• [DESCRIPTION OF THE TASK]
Tell how many lines carry the word "React"; the reply is the number and nothing else.

• [DATA LINES]
★ ★ ★

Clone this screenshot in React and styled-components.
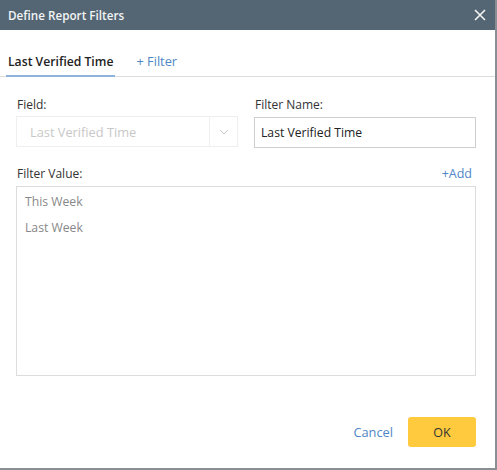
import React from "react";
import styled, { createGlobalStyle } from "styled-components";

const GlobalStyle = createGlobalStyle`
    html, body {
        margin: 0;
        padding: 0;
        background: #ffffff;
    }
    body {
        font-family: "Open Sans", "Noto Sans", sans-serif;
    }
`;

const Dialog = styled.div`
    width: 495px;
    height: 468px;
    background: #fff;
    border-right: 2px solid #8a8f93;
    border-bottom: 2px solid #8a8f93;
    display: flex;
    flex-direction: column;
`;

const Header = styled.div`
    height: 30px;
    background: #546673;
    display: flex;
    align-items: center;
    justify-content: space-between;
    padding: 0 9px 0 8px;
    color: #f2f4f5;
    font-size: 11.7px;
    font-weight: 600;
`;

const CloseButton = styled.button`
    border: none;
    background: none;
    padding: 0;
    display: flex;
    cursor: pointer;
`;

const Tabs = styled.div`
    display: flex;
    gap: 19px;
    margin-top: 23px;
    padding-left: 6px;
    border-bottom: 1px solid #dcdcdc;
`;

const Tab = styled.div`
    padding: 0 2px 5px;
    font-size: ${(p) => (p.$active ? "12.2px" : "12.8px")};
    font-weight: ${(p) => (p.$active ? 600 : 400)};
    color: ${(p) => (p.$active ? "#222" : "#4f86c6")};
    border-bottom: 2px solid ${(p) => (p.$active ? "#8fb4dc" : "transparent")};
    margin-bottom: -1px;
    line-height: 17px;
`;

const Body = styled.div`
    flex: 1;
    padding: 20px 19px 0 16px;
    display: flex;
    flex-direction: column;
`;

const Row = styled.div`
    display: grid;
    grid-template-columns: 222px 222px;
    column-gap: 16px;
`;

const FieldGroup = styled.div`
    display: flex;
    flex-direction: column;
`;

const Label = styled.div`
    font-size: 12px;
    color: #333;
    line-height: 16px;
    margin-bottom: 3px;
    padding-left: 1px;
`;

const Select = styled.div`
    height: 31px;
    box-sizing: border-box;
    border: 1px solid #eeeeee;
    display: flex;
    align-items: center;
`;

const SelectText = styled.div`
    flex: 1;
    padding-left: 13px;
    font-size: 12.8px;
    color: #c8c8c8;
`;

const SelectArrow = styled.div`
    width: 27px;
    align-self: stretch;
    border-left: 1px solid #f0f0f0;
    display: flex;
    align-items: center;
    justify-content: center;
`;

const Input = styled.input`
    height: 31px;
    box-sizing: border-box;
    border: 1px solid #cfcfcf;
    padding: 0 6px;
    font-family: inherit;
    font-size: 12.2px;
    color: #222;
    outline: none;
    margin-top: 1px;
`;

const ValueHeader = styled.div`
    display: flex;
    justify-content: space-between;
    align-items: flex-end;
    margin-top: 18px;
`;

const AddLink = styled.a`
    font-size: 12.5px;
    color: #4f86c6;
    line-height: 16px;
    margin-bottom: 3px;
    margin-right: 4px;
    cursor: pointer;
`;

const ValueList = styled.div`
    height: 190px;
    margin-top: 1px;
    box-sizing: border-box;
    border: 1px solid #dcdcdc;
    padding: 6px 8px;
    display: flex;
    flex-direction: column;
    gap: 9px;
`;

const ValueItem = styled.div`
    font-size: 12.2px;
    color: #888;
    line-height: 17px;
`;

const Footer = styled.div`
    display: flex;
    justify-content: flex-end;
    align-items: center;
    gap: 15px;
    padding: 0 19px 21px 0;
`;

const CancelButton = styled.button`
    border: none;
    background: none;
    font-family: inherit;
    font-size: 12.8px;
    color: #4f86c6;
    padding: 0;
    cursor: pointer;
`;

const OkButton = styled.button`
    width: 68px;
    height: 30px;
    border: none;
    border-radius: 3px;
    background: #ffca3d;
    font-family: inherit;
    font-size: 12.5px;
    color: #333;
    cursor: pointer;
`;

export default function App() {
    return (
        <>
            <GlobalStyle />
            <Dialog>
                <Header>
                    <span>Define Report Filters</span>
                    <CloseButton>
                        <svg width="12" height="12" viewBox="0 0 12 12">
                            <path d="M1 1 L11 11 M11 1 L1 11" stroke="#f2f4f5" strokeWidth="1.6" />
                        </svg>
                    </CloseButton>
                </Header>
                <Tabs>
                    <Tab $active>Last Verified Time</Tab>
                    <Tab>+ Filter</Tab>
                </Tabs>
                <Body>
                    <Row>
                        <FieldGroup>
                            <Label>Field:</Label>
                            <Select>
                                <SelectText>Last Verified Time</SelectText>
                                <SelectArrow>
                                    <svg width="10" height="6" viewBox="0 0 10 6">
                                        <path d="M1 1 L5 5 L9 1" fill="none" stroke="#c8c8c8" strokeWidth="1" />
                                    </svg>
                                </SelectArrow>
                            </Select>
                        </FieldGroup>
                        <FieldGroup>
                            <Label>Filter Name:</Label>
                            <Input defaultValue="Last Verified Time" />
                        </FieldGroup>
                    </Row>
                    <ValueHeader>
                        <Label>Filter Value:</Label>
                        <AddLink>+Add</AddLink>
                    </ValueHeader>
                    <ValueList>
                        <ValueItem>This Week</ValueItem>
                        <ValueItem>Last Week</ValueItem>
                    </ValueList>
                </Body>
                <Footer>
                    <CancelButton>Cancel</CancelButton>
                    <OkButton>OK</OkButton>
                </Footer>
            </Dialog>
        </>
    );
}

★ ★ ★

• [TASK RESULT]
2